The rover found the rock a couple feet in front of it while going across the red planet Discovery News reported January 17. NASA has since determined it was only a stone that flew in front of the administration's camera.

"Once we moved Opportunity a short distance, after inspecting Pinnacle Island, we could see directly uphill an overturned rock that has the same unusual appearance," Ray Arvidson of Washington University in St. Louis, and Deputy Principal Investigator for the Opportunity Rover told Fox News at the time of the decision. "We drove over it. We can see the track.
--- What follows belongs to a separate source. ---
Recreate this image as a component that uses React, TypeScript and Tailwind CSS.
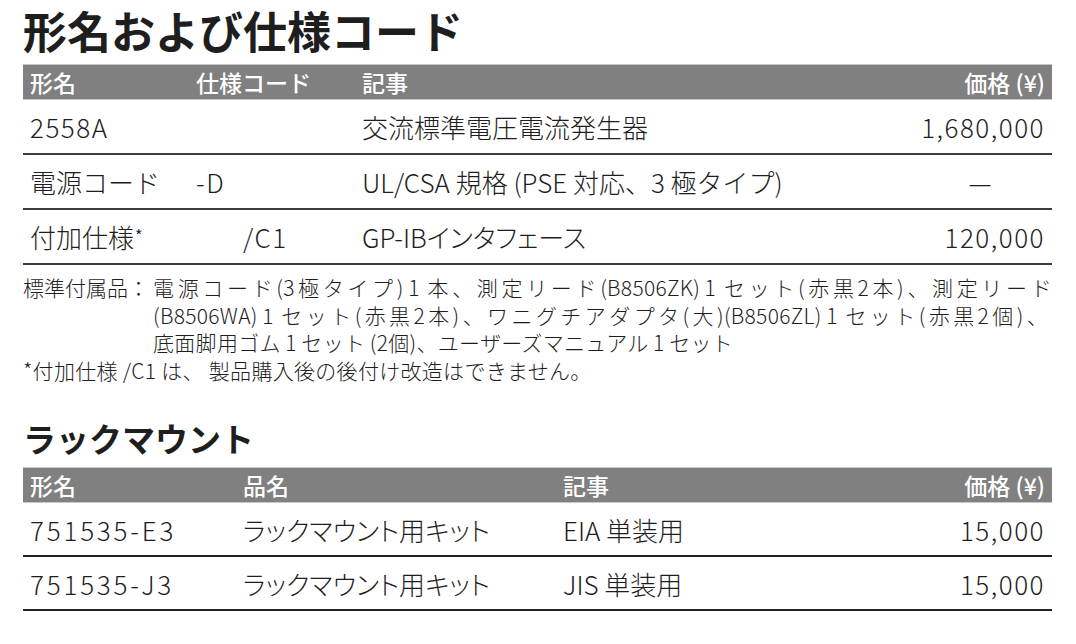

That's where Pinnacle Island came from," Arvidson told Fox News.

Although it was just a regular rock, astronauts determined the large amounts of manganese, and sulfur on the rock, also known as Pinnacle Island, were dissolved of water Fox News reported.

"This may have happened just beneath the surface relatively recently or it may have happened deeper below ground longer ago and then, by serendipity, erosion stripped away material above it and made it accessible to our wheels," Arvidson told Fox News.

The new findings included two kinds of argon gas in argon 36, and argon 38. Curiosity was able to find these through its Sample Analysis at Mars tool (SAM) a press release reported.

Rhawn Joseph, a neuroscientist-astrobiologist submitted documents for a lawsuit to United States District Court because he felt the agency was keeping information from the public about the rock.

Joseph wanted NASA to photograph different parts of the rock, and do a full examination, and then tell the public what they found The Sky Valley Chronicle reported.